__THE EXERCISE__.
Set down each line of the material that follows, exactly, with no pictures.

(begin)

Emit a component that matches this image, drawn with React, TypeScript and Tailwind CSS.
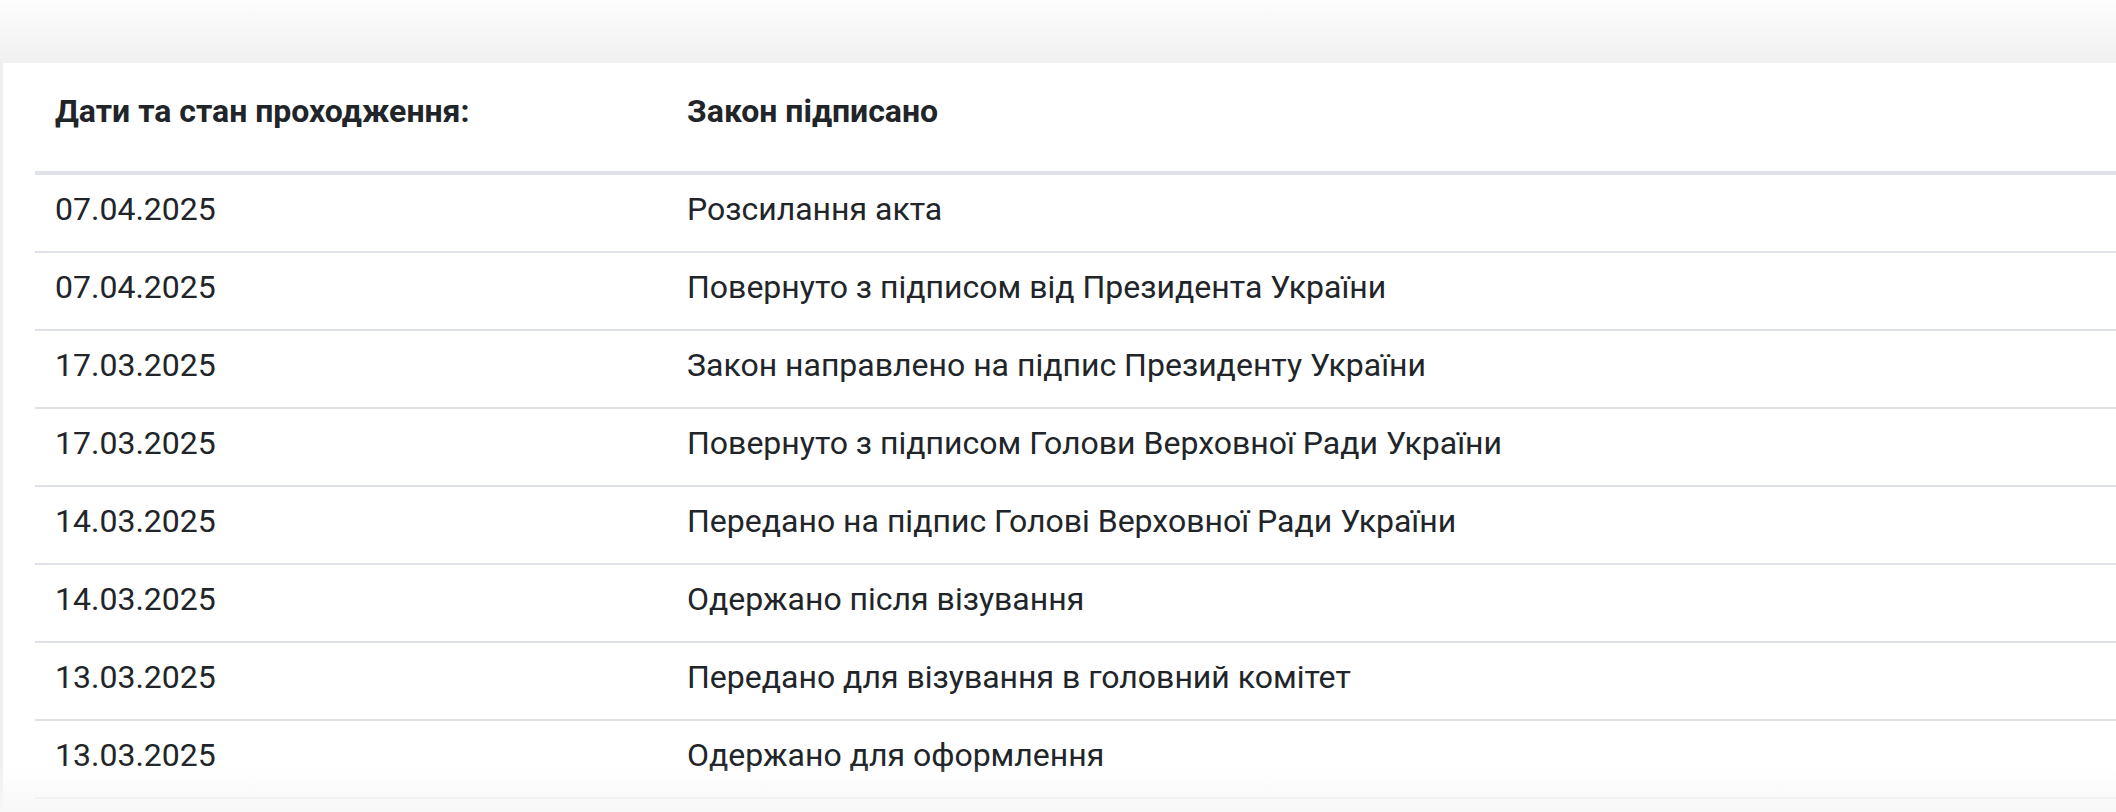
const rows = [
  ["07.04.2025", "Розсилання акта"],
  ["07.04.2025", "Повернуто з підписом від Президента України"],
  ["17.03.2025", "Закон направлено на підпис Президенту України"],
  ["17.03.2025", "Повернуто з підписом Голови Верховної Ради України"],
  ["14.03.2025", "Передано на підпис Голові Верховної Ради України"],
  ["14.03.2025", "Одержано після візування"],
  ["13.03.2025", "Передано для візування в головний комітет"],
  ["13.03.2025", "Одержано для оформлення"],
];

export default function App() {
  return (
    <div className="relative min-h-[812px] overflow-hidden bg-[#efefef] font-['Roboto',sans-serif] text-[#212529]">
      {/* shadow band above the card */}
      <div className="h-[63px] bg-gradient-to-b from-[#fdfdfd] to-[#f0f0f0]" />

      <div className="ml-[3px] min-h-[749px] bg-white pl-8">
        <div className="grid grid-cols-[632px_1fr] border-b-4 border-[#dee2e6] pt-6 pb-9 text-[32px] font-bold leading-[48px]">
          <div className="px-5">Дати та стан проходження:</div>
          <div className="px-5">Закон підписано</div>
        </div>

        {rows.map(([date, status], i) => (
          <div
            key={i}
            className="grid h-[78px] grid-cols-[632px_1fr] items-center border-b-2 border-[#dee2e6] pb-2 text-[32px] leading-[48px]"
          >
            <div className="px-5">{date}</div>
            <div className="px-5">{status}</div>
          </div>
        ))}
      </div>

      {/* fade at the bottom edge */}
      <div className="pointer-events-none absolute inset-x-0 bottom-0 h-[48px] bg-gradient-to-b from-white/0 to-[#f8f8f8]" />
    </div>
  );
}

(end)

__SOLUTION FOR THIS TASK__.
Emit a component that matches this image, drawn with React, TypeScript and Tailwind CSS.
const rows = [
  ["07.04.2025", "Розсилання акта"],
  ["07.04.2025", "Повернуто з підписом від Президента України"],
  ["17.03.2025", "Закон направлено на підпис Президенту України"],
  ["17.03.2025", "Повернуто з підписом Голови Верховної Ради України"],
  ["14.03.2025", "Передано на підпис Голові Верховної Ради України"],
  ["14.03.2025", "Одержано після візування"],
  ["13.03.2025", "Передано для візування в головний комітет"],
  ["13.03.2025", "Одержано для оформлення"],
];

export default function App() {
  return (
    <div className="relative min-h-[812px] overflow-hidden bg-[#efefef] font-['Roboto',sans-serif] text-[#212529]">
      {/* shadow band above the card */}
      <div className="h-[63px] bg-gradient-to-b from-[#fdfdfd] to-[#f0f0f0]" />

      <div className="ml-[3px] min-h-[749px] bg-white pl-8">
        <div className="grid grid-cols-[632px_1fr] border-b-4 border-[#dee2e6] pt-6 pb-9 text-[32px] font-bold leading-[48px]">
          <div className="px-5">Дати та стан проходження:</div>
          <div className="px-5">Закон підписано</div>
        </div>

        {rows.map(([date, status], i) => (
          <div
            key={i}
            className="grid h-[78px] grid-cols-[632px_1fr] items-center border-b-2 border-[#dee2e6] pb-2 text-[32px] leading-[48px]"
          >
            <div className="px-5">{date}</div>
            <div className="px-5">{status}</div>
          </div>
        ))}
      </div>

      {/* fade at the bottom edge */}
      <div className="pointer-events-none absolute inset-x-0 bottom-0 h-[48px] bg-gradient-to-b from-white/0 to-[#f8f8f8]" />
    </div>
  );
}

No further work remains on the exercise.